The T&T industry therefore has a huge impact, especially when we take the indirect and induced effect into account as well as the direct. These figures might even underestimate the total impact of T&T on GDP as there is a growing problem with its calculation. An increasing number of T&T services are not provided by the traditional tourism sector, such as private accommodation rental and the goods and services required to provide it. Although these should be included in the calculation, the official statistics do not reflect them in their entirety and they therefore end up being underrepresented. For example, according to Exceltur, the places advertised on P2P platforms in the 22 top Spanish towns and cities totalled 362,000 in 2016, exceeding the volume of official accommodation.

T&T also creates a significant number of jobs. Directly and indirectly, T&T provided employment to 2.5 million people in 2015, 13.0% of the total jobs (1.4 pp more than in 2010). If we add in the employment created by the induced effect, then this contribution rises to 16.2% of total employment, a much higher share than the European average (9.1%).3 Moreover, all the signs point to the sector continuing to create jobs. Social Security affiliation in mostly T&T-related sectors is growing at a much faster pace than in the rest of the economy. This rate was 4.7% year-on-year in April (cumulative over 12 months) while the rest of the sectors posted 3.0% growth.

It is also worth noting that T&T has helped to correct some imbalances in the Spanish economy in recent years. The rise in T&T service exports has pushed the balance of T&T services from a surplus of 2.6% of GDP in 2010 to 3.3% in 2016. This means that 11% of the current account’s correction was due to the larger surplus achieved by the balance of T&T services.4

As we have seen, the T&T industry is crucial for the Spanish economy. But we should now look at external T&T demand in the medium term, essential to ensure the sector withstands the rapid social and technological changes occurring.

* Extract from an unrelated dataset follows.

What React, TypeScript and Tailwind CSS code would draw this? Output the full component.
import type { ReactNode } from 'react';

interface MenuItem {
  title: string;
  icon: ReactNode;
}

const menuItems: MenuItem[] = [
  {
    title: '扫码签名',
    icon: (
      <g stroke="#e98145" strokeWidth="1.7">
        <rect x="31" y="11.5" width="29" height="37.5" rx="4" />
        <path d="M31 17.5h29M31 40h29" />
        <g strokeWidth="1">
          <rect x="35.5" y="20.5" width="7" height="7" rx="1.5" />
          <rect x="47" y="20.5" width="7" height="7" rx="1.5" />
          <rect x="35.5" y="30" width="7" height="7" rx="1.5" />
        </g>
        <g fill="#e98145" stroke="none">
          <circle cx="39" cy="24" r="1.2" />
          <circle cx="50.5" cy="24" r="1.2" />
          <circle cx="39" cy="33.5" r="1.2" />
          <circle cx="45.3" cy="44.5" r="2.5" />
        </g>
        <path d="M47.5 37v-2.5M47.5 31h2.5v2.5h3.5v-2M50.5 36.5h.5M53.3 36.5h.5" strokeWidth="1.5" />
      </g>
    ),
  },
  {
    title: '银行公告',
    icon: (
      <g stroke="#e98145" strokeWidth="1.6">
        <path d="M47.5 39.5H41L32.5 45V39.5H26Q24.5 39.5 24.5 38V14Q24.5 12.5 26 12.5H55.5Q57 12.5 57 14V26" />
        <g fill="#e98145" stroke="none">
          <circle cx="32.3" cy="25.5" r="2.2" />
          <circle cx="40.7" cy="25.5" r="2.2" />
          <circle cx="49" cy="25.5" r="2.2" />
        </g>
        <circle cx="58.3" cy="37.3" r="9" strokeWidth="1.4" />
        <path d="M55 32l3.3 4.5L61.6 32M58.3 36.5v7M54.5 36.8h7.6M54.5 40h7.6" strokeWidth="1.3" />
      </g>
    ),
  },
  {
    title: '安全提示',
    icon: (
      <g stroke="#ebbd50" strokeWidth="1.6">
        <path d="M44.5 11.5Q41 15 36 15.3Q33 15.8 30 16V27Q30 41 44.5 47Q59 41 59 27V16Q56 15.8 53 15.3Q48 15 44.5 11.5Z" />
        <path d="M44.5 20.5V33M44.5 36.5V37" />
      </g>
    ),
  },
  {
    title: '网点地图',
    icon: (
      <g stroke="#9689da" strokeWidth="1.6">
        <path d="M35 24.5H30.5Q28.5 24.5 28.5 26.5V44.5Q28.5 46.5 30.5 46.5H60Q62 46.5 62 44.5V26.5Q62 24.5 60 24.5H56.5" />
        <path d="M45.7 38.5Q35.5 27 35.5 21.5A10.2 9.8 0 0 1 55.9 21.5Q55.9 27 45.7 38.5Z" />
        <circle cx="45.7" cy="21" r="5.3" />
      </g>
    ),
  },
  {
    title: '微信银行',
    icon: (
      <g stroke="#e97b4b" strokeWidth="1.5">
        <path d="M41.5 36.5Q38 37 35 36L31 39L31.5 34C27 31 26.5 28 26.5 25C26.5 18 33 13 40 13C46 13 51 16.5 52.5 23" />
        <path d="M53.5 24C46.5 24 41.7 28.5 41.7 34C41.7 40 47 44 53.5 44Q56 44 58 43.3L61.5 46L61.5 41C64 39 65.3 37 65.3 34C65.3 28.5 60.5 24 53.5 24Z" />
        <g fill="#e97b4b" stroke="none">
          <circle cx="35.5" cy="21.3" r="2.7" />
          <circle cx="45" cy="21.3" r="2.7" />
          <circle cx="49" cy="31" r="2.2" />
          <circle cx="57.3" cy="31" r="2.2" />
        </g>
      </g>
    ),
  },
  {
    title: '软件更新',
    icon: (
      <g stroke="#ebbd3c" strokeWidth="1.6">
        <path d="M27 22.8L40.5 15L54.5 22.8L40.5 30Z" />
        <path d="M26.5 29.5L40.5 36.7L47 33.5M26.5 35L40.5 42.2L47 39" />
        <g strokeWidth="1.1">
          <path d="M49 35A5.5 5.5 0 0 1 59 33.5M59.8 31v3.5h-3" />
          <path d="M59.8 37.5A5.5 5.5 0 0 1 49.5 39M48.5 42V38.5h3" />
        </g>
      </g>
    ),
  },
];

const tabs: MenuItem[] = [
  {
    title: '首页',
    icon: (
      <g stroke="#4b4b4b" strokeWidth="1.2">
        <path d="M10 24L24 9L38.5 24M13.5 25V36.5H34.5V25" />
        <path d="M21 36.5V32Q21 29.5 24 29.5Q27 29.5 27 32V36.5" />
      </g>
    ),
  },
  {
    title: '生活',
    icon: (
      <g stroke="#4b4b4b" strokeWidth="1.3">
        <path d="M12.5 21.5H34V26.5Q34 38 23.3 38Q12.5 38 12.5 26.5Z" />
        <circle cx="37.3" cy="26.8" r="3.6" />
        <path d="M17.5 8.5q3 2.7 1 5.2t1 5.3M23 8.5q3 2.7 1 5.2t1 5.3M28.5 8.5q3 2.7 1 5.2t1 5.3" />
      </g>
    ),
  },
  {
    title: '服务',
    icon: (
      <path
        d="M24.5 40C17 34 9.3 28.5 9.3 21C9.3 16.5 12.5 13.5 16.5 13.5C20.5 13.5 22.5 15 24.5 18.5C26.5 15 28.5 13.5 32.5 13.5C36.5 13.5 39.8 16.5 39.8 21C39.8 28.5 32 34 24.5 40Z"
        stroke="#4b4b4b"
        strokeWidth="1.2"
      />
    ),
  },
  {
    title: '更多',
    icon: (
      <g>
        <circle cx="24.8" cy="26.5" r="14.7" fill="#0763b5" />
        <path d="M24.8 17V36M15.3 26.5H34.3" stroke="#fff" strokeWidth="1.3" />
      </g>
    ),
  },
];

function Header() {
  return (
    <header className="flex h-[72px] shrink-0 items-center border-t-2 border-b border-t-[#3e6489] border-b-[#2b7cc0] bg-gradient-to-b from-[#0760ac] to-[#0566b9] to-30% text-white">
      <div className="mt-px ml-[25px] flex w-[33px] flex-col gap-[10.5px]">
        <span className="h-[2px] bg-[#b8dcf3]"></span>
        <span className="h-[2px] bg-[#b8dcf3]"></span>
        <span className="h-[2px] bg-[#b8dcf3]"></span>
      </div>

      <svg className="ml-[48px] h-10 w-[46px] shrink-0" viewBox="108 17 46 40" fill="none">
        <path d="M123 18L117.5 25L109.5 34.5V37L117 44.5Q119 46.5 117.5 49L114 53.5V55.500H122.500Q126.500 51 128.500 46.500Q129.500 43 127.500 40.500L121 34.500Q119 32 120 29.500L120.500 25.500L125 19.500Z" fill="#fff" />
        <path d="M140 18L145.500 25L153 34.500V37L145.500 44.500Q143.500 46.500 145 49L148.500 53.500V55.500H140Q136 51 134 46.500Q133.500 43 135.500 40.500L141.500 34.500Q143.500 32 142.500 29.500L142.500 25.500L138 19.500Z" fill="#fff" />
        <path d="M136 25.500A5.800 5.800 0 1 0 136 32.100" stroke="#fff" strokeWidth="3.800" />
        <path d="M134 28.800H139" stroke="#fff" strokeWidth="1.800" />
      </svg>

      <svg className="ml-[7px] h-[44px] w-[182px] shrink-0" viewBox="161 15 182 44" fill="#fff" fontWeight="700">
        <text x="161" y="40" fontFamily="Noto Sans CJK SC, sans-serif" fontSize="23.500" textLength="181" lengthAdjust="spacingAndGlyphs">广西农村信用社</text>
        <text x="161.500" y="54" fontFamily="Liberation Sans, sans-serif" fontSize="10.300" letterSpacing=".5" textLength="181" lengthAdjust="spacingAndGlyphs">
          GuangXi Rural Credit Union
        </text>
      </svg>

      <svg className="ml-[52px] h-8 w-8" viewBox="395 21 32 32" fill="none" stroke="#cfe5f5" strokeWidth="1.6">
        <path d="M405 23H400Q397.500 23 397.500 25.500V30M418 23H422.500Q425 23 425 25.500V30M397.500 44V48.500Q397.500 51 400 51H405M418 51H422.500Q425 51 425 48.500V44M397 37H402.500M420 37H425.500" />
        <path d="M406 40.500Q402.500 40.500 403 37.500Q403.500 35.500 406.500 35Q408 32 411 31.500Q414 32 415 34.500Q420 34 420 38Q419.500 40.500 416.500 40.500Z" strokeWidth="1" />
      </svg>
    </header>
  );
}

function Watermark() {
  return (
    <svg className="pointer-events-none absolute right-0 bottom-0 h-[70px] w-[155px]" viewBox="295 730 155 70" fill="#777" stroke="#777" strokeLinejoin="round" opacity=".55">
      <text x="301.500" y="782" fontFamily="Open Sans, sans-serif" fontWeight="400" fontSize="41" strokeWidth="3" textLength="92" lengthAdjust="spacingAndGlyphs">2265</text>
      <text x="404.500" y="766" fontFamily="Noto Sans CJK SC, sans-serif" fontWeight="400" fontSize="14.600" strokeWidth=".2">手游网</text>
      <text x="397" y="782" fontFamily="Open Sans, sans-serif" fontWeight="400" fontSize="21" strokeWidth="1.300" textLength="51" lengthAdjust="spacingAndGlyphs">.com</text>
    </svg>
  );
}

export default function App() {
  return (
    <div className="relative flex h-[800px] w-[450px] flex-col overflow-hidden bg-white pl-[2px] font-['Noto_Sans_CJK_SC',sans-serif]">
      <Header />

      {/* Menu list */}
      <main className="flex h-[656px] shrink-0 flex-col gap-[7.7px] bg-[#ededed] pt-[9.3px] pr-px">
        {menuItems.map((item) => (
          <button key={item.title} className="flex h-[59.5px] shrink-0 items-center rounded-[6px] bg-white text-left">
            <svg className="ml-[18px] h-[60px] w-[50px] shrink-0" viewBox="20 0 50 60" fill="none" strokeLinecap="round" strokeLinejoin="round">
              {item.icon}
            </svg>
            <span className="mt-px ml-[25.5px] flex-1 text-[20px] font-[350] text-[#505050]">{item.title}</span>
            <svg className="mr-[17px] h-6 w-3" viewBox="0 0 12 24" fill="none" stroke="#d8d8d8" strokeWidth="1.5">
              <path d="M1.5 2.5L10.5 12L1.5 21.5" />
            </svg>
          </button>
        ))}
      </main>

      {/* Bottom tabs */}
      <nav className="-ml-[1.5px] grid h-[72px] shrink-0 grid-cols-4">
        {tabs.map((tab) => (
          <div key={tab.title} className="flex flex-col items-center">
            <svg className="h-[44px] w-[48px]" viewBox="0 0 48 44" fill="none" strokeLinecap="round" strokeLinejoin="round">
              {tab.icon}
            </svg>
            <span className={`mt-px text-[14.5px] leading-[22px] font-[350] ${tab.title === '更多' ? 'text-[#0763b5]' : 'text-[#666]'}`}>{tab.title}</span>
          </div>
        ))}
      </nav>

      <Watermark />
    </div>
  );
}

In spite of increasing diversification, international tourist arrivals in Spain (75.6 million in 2016) are still very concentrated in terms of country of origin, type and season. External T&T demand is largely European (80% in 2016) for reasons of geographical proximity, mostly from the UK, France and Germany. Most visitors to Spain also come for leisure (85.3%) and between June and September (50%). The trend in arrivals points to increasing diversification, however. Tourist arrivals from the rest of the world are posting above-average growth (+15.3% annually). This is particularly encouraging because future increases in demand are likely to come from these markets, in particular Asia (see the article «Tourism: an important industry on the crest of a wave» in this Dossier, for an explanation of the global T&T trends). Tourist arrivals for reasons other than leisure and business, such as health or pilgrimages, rose by 22.6% and totalled 6.5 million.5 Lastly, the cooler months (October to May) have posted larger annual increases in international tourist arrivals (+11.5%) than June to September (+9.5%), indicating that the T&T industry is gradually becoming less seasonal.

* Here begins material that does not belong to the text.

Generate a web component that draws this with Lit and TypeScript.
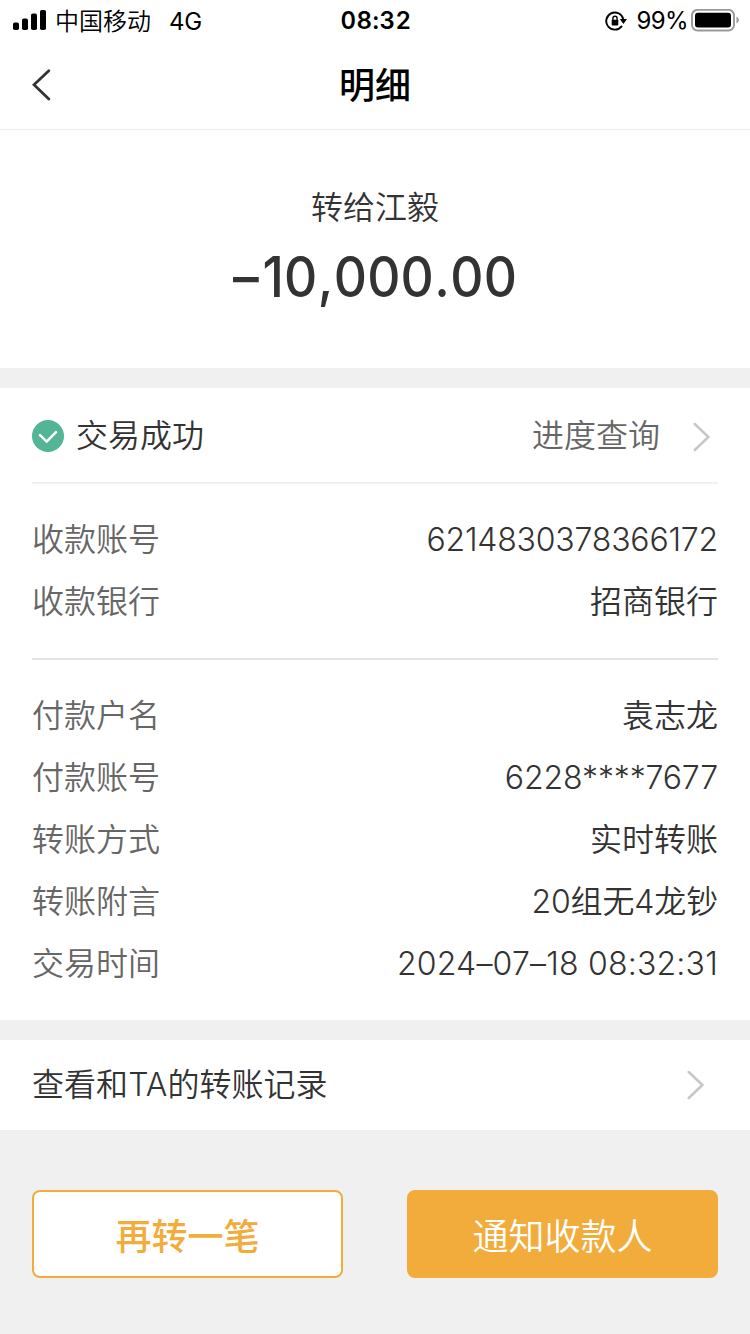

The record number of international tourist arrivals in 2016 led to record figures in income (EUR 77,625 million), although the average expenditure per tourist fell slightly and is lower than for our neighbouring countries such as France and Italy. There therefore seems to be some room for improvement in expenditure per tourist. But to take advantage of this, there needs to be a corresponding increase in quality and the T&T supply needs to be more diversified (as explained in detail in the article «Quality of tourism supply: the challenge of keeping the leadership» in this Dossier). Such diversification also needs to take into account the future trends in T&T demand.

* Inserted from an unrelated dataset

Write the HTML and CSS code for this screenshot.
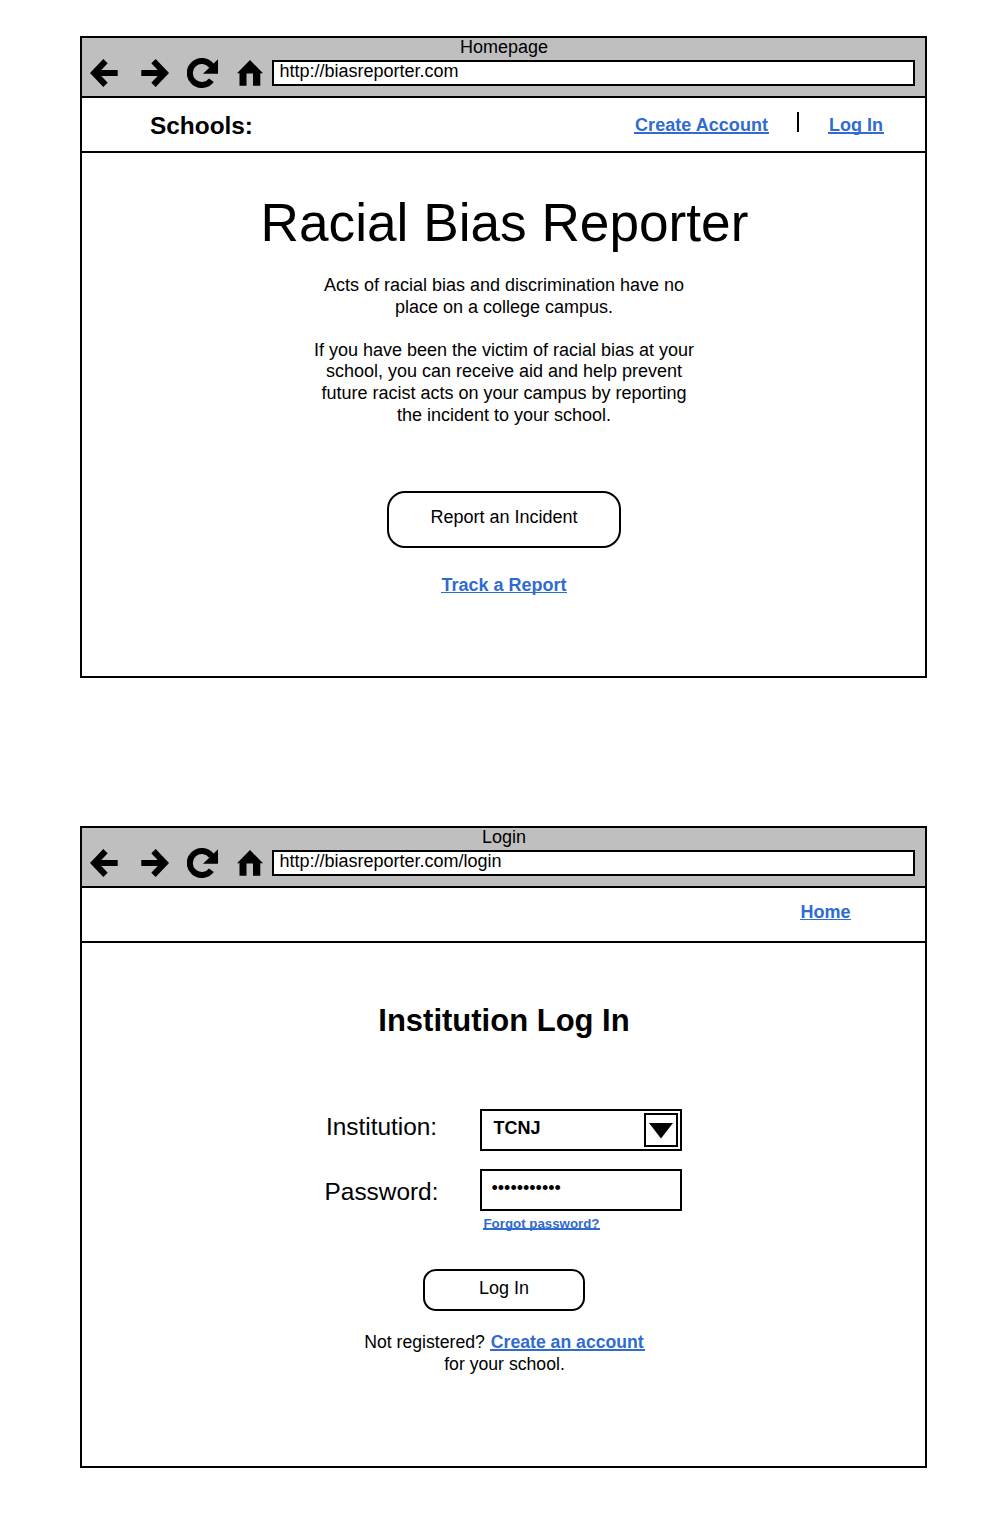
FILE: index.html
```
<!DOCTYPE html>
<html lang="en">
<head>
<meta charset="utf-8">
<title>Racial Bias Reporter</title>
<link rel="stylesheet" href="styles.css">
</head>
<body>
<svg class="defs" width="0" height="0" aria-hidden="true">
  <symbol id="back" viewBox="0 0 28 28"><path d="M0 14 13.3 0 17.7 4.3 11.3 11H27.7V17H11.3L17.7 23.7 13.3 28Z"/></symbol>
  <symbol id="forward" viewBox="0 0 28 28"><path d="M28 14 14.7 0 10.3 4.3 16.7 11H.3V17H16.7L10.3 23.7 14.7 28Z"/></symbol>
  <symbol id="reload" viewBox="0 0 31 30"><path d="M24.4 22.2A12 12 0 1 1 24.6 8.1" fill="none" stroke="#000" stroke-width="6"/><path d="M31 1.3V15.8H16Z"/></symbol>
  <symbol id="home" viewBox="0 0 26 26"><path d="M13 0 26 13.3H23.3V25.8H16V13.5H9.5V25.8H2.5V13.3H0Z"/></symbol>
</svg>

<main class="board">
  <section class="window">
    <header class="chrome">
      <div class="chrome-title">Homepage</div>
      <div class="toolbar">
        <svg class="icon back"><use href="#back"/></svg>
        <svg class="icon forward"><use href="#forward"/></svg>
        <svg class="icon reload"><use href="#reload"/></svg>
        <svg class="icon home"><use href="#home"/></svg>
        <div class="address">http://biasreporter.com</div>
      </div>
    </header>
    <nav class="nav">
      <span class="nav-label">Schools:</span>
      <a class="link create">Create Account</a>
      <span class="divider"></span>
      <a class="link">Log In</a>
    </nav>
    <div class="content home-content">
      <h1 class="title">Racial Bias Reporter</h1>
      <div class="intro">
        <p>Acts of racial bias and discrimination have no<br>place on a college campus.</p>
        <p>If you have been the victim of racial bias at your<br>school, you can receive aid and help prevent<br>future racist acts on your campus by reporting<br>the incident to your school.</p>
      </div>
      <button class="button report">Report an Incident</button>
      <a class="link thin">Track a Report</a>
    </div>
  </section>

  <section class="window">
    <header class="chrome">
      <div class="chrome-title">Login</div>
      <div class="toolbar">
        <svg class="icon back"><use href="#back"/></svg>
        <svg class="icon forward"><use href="#forward"/></svg>
        <svg class="icon reload"><use href="#reload"/></svg>
        <svg class="icon home"><use href="#home"/></svg>
        <div class="address">http://biasreporter.com/login</div>
      </div>
    </header>
    <nav class="nav nav-login">
      <a class="link thin">Home</a>
    </nav>
    <div class="content login-content">
      <h2 class="heading">Institution Log In</h2>
      <div class="form">
        <span class="label">Institution:</span>
        <div class="field select">
          <span>TCNJ</span>
          <span class="arrow"><svg width="24" height="16" viewBox="0 0 24 16"><path d="M0 0H24L12 15.5Z"/></svg></span>
        </div>
        <span class="label label-password">Password:</span>
        <div>
          <div class="field password">•••••••••••</div>
          <a class="link forgot">Forgot password?</a>
        </div>
      </div>
      <button class="button login">Log In</button>
      <p class="register">Not registered? <a class="link">Create an account</a><br>for your school.</p>
    </div>
  </section>
</main>
</body>
</html>
```
FILE: styles.css
```
* { box-sizing: border-box; }

body {
  margin: 0;
  background: #fff;
  color: #000;
  font: 18px/22px "Liberation Sans", Arial, sans-serif;
}

h1, h2, p { margin: 0; }

.defs { display: block; height: 0; }

.board {
  display: flex;
  flex-direction: column;
  gap: 148px;
  padding: 36px 81px 50px 80px;
}

.window {
  height: 642px;
  border: 2px solid #000;
}

.chrome {
  height: 60px;
  border-bottom: 2px solid #000;
  background: #bfbfbf;
}

.chrome-title {
  height: 22px;
  padding-left: 1px;
  line-height: 18px;
  text-align: center;
}

.toolbar {
  display: flex;
  align-items: center;
  height: 26px;
  padding: 0 10px 0 7.7px;
}

.icon { flex: none; width: 28px; height: 28px; }
.forward { margin-left: 23.6px; }
.reload { width: 31px; height: 30px; margin-left: 17.4px; }
.icon.home { width: 26px; height: 26px; margin-left: 19px; }

.address {
  flex: 1;
  height: 26px;
  margin-left: 9.3px;
  padding-left: 5.5px;
  border: 2px solid #000;
  background: #fff;
  line-height: 18px;
}

.nav {
  display: flex;
  align-items: flex-start;
  height: 55px;
  padding: 14px 41px 0 68px;
  border-bottom: 2px solid #000;
}

.nav-label {
  flex: 1;
  font-size: 24.4px;
  font-weight: bold;
  line-height: 28px;
}

.nav .link { margin-top: 2px; }

.nav .create { letter-spacing: 0.04px; }

.divider {
  width: 2px;
  height: 20px;
  margin: 0 29px 0 28px;
  background: #000;
}

.nav-login {
  justify-content: flex-end;
  padding: 11px 74px 0 0;
}

.link {
  padding: 0 1px;
  background: linear-gradient(#2f6bd0, #2f6bd0) 0 18px / 100% 2px no-repeat;
  color: #2f6bd0;
  font-weight: bold;
}

.link.thin {
  padding: 0 0.5px;
  background-size: 100% 1px;
}

.content {
  display: flex;
  flex-direction: column;
  align-items: center;
  padding-left: 1px;
}

.home-content { padding-top: 40px; }

.title {
  padding-left: 1px;
  font-size: 53.2px;
  font-weight: normal;
  line-height: 60px;
}

.intro {
  display: flex;
  flex-direction: column;
  gap: 21.6px;
  height: 216px;
  margin-top: 22px;
  line-height: 21.6px;
  text-align: center;
}

.button {
  display: flex;
  align-items: flex-start;
  justify-content: center;
  border: 2px solid #000;
  background: #fff;
  color: #000;
  font: 18px/22px "Liberation Sans", Arial, sans-serif;
}

.report {
  width: 234px;
  height: 57px;
  margin-bottom: 26px;
  padding: 13px 0 0;
  border-radius: 18px;
}

.login-content { padding-top: 60px; }

.heading {
  margin-bottom: 70px;
  font-size: 31px;
  line-height: 36px;
}

.form {
  display: grid;
  grid-template-columns: 120px 202px;
  grid-template-rows: 42px auto;
  align-content: start;
  gap: 18px 38px;
  height: 160px;
  margin-right: 4px;
}

.label {
  padding: 4px 1px 0 0;
  font-size: 24.4px;
  line-height: 28px;
  text-align: center;
}

.label-password { padding-top: 9px; }

.field {
  height: 42px;
  border: 2px solid #000;
}

.select {
  display: flex;
  justify-content: space-between;
  padding: 2px 2px 0 11.5px;
  font-weight: bold;
}

.select > span:first-child { margin-top: 4px; }

.arrow {
  display: flex;
  justify-content: center;
  width: 34px;
  height: 34px;
  padding-top: 8px;
  border: 2px solid #000;
}

.password { padding: 6px 0 0 9.5px; }

.link.forgot {
  display: block;
  width: max-content;
  margin: 4px 0 0 3px;
  padding: 0 0.5px;
  background-position: 0 13px;
  font-size: 13.3px;
  line-height: 17px;
}

.login {
  width: 162px;
  height: 42px;
  padding: 6px 0 0;
  border-radius: 13px;
}

.register {
  margin-top: 21px;
  padding-left: 1px;
  font-size: 17.65px;
  line-height: 21.6px;
  text-align: center;
}

.register .link { background-position: 0 17px; }
```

T&T demand is changing and becoming increasingly segmented, even in the case of holiday tourism. Tourists demand more specific and individualised experiences and are prepared to pay more for them. The considerable ageing of the population, in particular in Europe, our main client, will also increase T&T demand by this segment. In addition to holiday tourism, health tourism could also be increased, a less seasonal industry with huge potential that makes a significant economic contribution to a wide range of sectors.6

Finally, sustainability is also crucial, both in urban and natural terms, in order to guarantee future demand. Public institutions play an important role in ensuring a balanced regulation for the industry since T&T generates both positive externalities (such as its considerable economic contribution) and negative. In the short term, the upsurge in the sharing economy, particularly in some cities, poses a significant challenge (see the article «Tourism 2.0: opportunities and challenges» in this Dossier). In the long term, an uncontrolled increase in tourism could jeopardise the natural environment. There is growing discussion on mitigating some of the negative externalities that can be produced by tourism via specific taxes. This could take the form of a tourist tax to finance specific investment in associated infrastructure, which can also be used to compensate people or areas affected by tourism. In some cases it is also seen as a means of helping to manage tourism flows, with different rates depending on the destination or time of year. We may have found our El Dorado in tourism but we must monitor and look after it to ensure its potential can be developed sustainably in economic, social and environmental terms.

Josep Mestres Domènech

Macroeconomics Unit, Strategic Planning and Research Department, CaixaBank

1. The United Nations defines tourism as «the activities of persons travelling to and staying in places outside their usual environment for not more than one consecutive year for leisure, business and other purposes» INE (2004), «Cuenta Satélite del Turismo en España: Nota Metodológica».

2. See World Travel & Tourism Council (2016), «Travel & Tourism Economic Impact 2016: Spain».

3. See World Travel & Tourism Council (2016), «Travel & Tourism Economic Impact 2016: Spain».

4. See the Focus «Dissecting the improvement in the current account» published in MR05/2017.

5. Performance was worse in terms of arrivals for business, falling slightly to 4.6 million.

6. EOI (2013), «Turismo de Salud en España».